--- Rows ---

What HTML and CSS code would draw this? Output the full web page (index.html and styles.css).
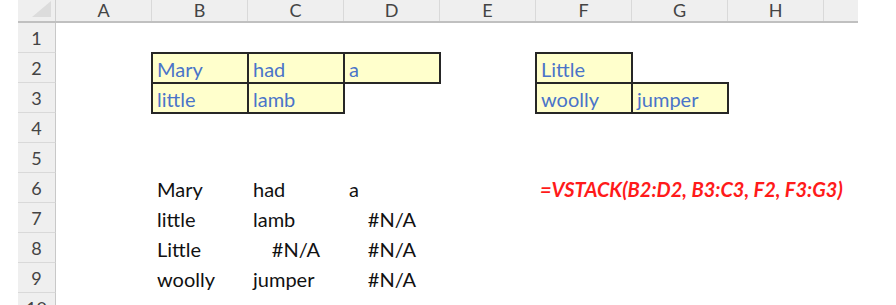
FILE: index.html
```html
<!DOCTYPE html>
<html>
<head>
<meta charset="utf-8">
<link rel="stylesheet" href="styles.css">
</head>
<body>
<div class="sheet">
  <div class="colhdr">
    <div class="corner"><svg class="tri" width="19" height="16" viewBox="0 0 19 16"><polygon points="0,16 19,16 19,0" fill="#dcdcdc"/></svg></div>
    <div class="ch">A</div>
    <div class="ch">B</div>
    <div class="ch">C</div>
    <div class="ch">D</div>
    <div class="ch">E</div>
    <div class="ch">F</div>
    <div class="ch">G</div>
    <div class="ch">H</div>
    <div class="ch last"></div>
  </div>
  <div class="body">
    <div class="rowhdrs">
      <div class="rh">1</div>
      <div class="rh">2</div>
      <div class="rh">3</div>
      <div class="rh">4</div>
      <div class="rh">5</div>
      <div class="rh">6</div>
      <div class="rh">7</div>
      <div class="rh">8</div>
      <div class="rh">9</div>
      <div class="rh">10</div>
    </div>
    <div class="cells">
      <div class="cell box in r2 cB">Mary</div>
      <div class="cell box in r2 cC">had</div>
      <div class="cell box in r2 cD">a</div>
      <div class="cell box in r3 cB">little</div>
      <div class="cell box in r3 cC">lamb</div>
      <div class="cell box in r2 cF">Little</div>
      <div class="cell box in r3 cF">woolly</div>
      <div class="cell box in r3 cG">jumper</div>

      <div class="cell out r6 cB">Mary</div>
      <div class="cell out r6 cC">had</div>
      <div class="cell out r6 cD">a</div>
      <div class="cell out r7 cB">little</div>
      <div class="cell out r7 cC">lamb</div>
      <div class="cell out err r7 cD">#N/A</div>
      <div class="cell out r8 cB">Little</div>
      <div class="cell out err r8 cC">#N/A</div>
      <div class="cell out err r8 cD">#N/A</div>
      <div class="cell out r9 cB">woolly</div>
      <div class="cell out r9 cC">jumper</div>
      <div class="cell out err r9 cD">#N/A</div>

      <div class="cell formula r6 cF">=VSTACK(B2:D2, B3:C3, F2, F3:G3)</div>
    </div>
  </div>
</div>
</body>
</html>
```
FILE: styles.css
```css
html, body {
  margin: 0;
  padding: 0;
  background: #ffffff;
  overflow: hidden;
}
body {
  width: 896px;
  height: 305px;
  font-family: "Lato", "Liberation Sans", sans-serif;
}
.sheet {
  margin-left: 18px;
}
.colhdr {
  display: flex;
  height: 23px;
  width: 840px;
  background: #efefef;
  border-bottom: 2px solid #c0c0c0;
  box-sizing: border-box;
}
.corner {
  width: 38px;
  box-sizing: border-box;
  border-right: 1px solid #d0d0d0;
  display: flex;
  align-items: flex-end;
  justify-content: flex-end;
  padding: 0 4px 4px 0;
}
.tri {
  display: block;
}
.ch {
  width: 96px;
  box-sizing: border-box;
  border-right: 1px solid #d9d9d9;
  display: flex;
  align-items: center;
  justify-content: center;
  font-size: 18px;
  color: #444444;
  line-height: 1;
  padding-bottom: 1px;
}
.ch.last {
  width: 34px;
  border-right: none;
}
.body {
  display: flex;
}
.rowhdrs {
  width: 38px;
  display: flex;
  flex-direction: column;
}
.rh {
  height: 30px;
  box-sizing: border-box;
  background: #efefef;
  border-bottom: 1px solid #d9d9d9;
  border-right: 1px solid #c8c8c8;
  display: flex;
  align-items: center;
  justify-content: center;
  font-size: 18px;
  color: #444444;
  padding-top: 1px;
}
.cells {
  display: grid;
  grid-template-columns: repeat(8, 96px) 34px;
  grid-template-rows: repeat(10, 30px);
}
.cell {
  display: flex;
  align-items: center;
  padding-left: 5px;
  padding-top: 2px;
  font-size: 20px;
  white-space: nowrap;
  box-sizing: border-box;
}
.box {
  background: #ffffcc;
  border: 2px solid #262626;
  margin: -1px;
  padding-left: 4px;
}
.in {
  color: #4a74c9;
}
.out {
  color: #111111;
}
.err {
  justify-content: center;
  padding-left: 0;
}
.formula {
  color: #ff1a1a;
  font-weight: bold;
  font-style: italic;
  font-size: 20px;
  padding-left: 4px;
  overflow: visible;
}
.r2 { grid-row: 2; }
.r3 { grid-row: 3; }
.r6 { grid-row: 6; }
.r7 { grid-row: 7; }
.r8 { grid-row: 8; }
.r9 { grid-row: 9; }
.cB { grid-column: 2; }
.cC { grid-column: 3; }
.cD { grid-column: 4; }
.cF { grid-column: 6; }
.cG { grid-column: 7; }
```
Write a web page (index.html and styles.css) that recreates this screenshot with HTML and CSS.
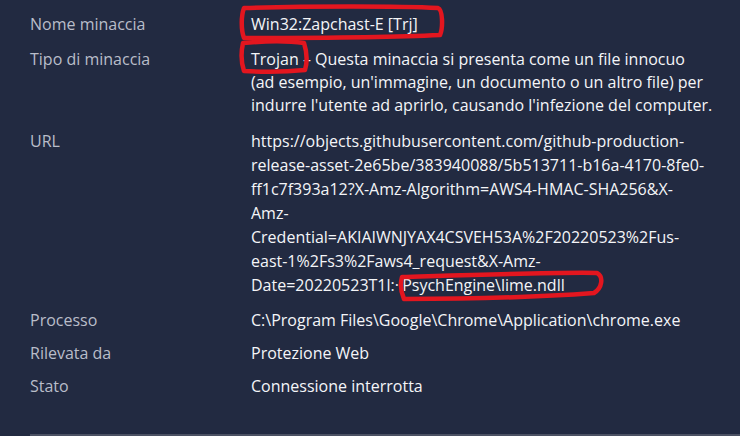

---

| Goal |
List the lines that contain the word "index".

| Response to the exercise |
What HTML and CSS code would draw this? Output the full web page (index.html and styles.css).
FILE: index.html
Write a web page (index.html and styles.css) that recreates this screenshot with HTML and CSS.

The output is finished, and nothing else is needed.